Wäre es zu solchen Überweisungen gekommen, hätte es sich theoretisch um Fälle von Auslandsbestechung handeln können. "Es wäre ein Grenzbereich", sagte der Baseler Professor und OECD-Korruptionsexperte Mark Pieth zu stern.de. "Die Frage wäre, ob es illegale Vorteile für die Firmen gab."

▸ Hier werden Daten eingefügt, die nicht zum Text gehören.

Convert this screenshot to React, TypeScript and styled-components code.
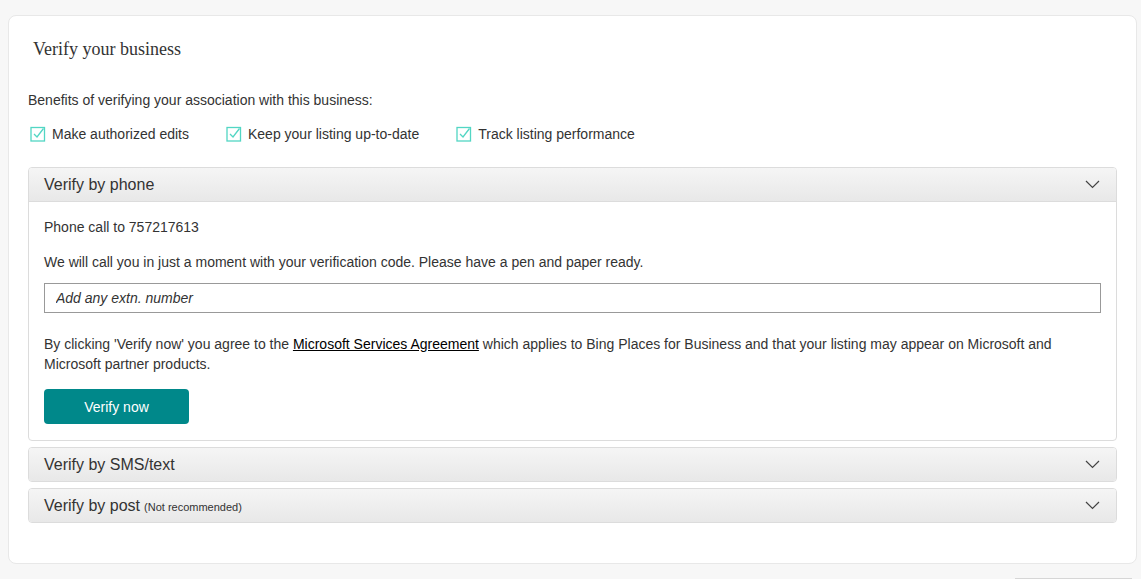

Die deutschen Unternehmen, die nach Abschluss der La-Belle-Verhandlungen mit Aufträgen in Libyen reüssierten, haben Zahlungen an die Gaddafi-Stiftung aber stets dementiert. Die BASF-Tochter Wintershall ist nach eigenen Angaben der größte ausländische Erdölproduzent in Libyen, hat aber nach den Worten von Sprecher Michael Grabicki keine Zahlungen an die Gaddafi-Stiftung geleistet.

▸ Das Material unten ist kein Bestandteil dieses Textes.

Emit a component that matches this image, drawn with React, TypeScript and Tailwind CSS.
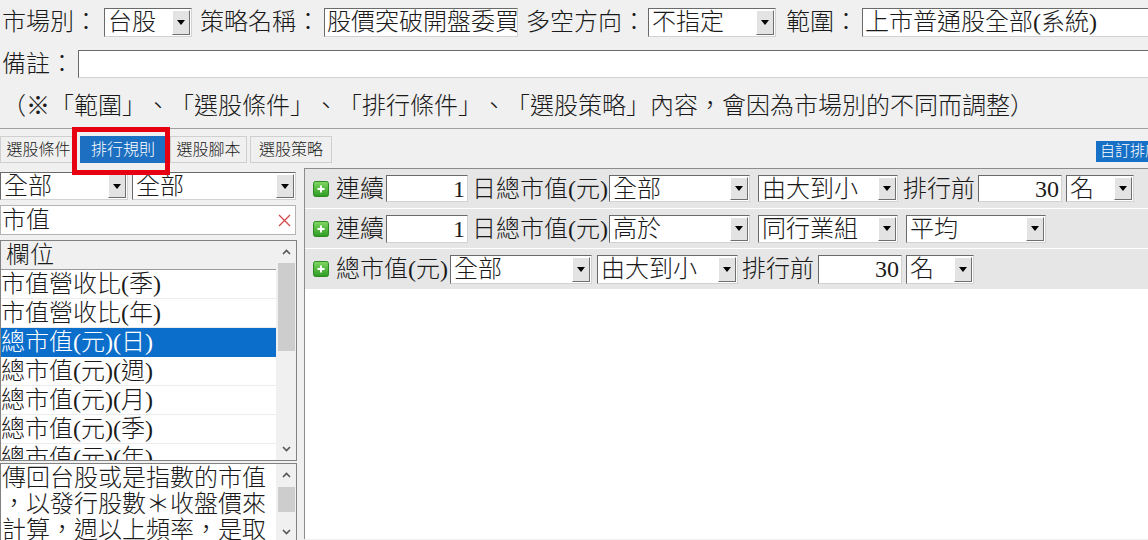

Die Essener MAN Ferrostaal lässt ebenfalls wissen, sie habe "keine Berührungspunkte zur Gaddafi-Stiftung". Ferrostaal hatte im Jahr 2004 besonders viele Aufträge in der Pipeline. Ihr Vorstandsvorsitzender Matthias Mitscherlich hoffte im Oktober 2004 auf vier neue Projekte im Wert von 655 Millionen Euro.
Jetzt stellt Ferrostaal etwa im Auftrag der staatlichen libyschen Forschungsbehörde NBSR ein Wasserentsalzungsprojekt in Tajura fertig. Im Aufsichtsrat von MAN Ferrostaal sitzt heute der Mann, der seinerzeit im AA federführend die Verhandlungen mit Libyen begleitete: der im Juni 2005 pensionierte Staatssekretär Jürgen Chrobog. Er habe aber im AA nie mit libyschen Wirtschaftsfragen zu tun gehabt, sagt Chrobog. Auch seine heutige Tätigkeit im Aufsichtsrat von Ferrostaal stand "nie im Zusammenhang mit Libyen", sagt der ehemalige Diplomat.